Lots of factors weighed in. Ignorance, ideology, inertia, fear of change, fear of collectivism, an unwillingness to have black employees made equal to whites, and women made equal to men, and oddly, given reverberations that can be traced all the way back to Jefferson Davis, an aversion to anything associated with the word “union.”

Adding to the disappointment of losing a close vote was what happened shortly afterward. Volkswagen was found to have committed an egregious violation of environmental regulations by having “gamed the system.” They equipped nearly 600,000 diesel cars with computer software that lied about the amount of tailpipe emissions. In short, cars that were clear polluters were falsely and intentionally verified as being clean.
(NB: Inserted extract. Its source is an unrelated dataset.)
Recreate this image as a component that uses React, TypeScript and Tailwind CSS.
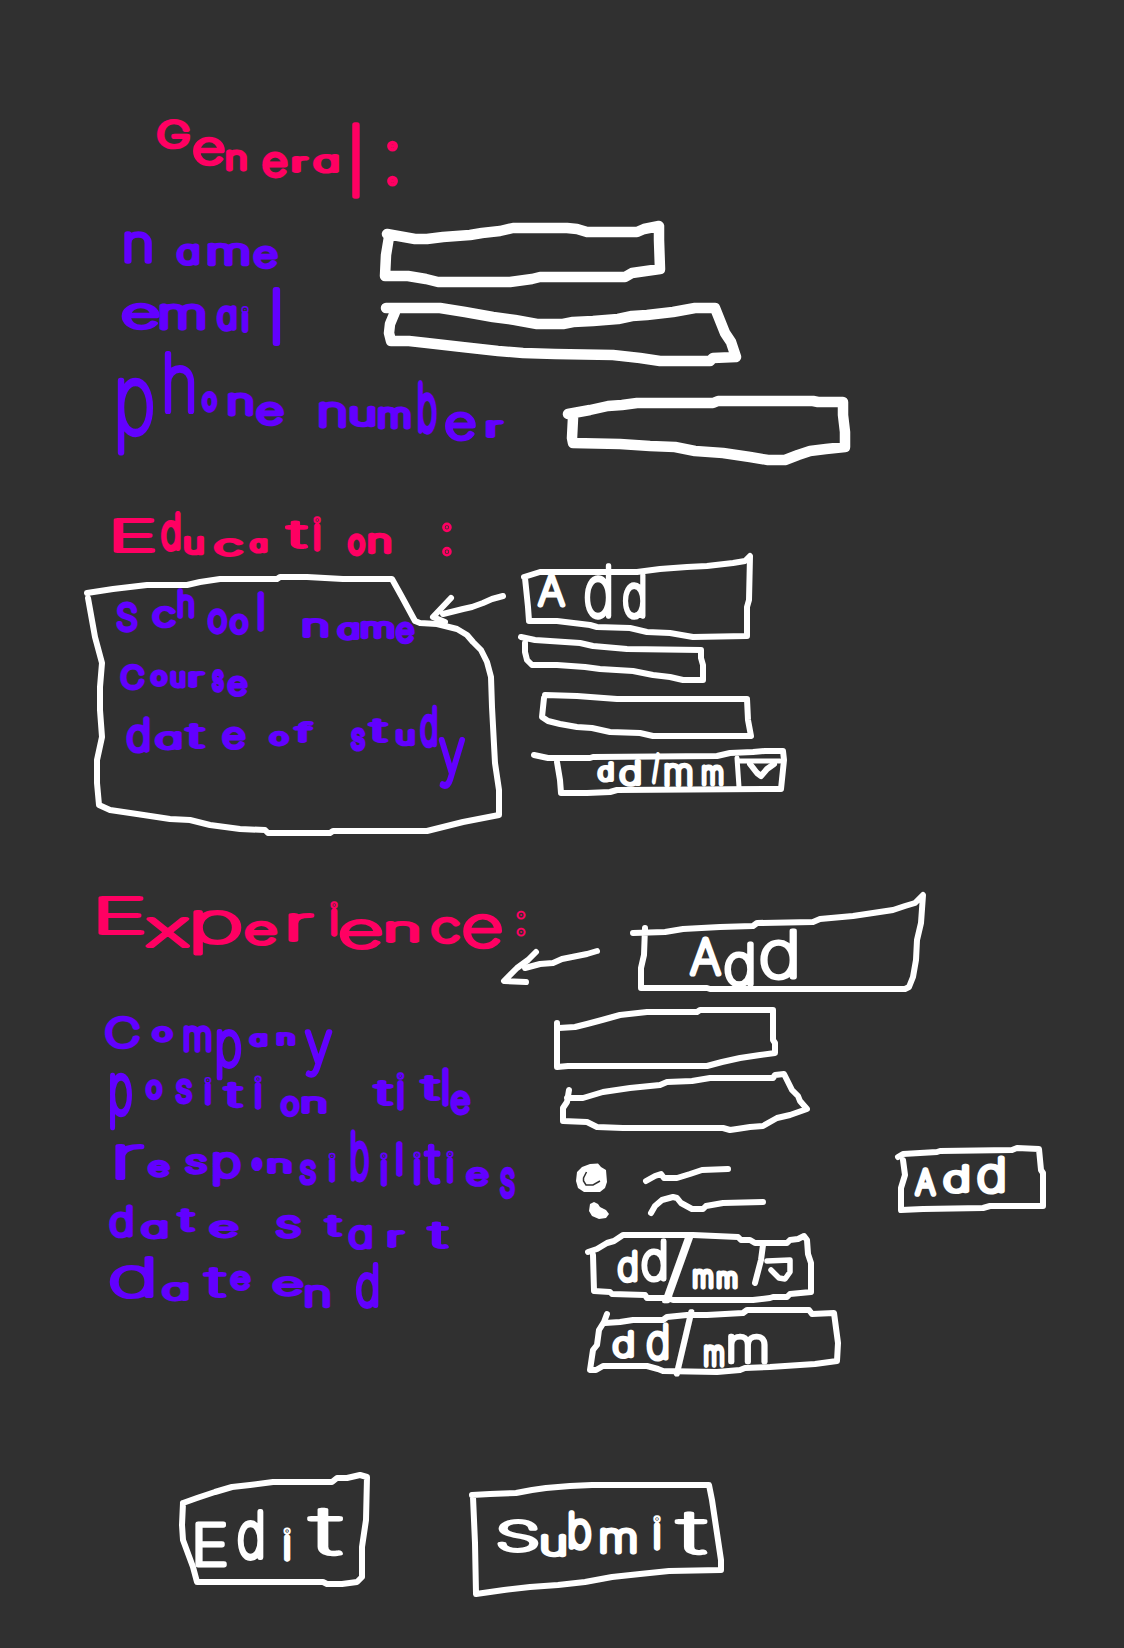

Not surprisingly, in the aftermath of the scandal, dozens of high-ranking VW officials, including the CEO, were forced to resign. The fact that a manufacturing company was found to have failed to comply with environmental standards wasn’t exactly big news. That happens every week. What stunned everyone was the sheer audacity of the fraud.

Alas, an indirect consequence of that corporate shit-storm was VW’s decision not to get involved in Chattanooga’s next vote. Although the emissions debacle had nothing to do with a unionism, and even though an isolated group of maintenance workers had voted overwhelmingly to affiliate with the UAW, Volkswagen had had its nose bloodied. This time around, they chose to maintain a low profile.

So best of luck to the UAW. It seems like those good people have been down about 40 miles of bad road. If any labor union in America is in need of good news and the public’s support, it’s the United Auto Workers. By the weekend we should all know how the vote went.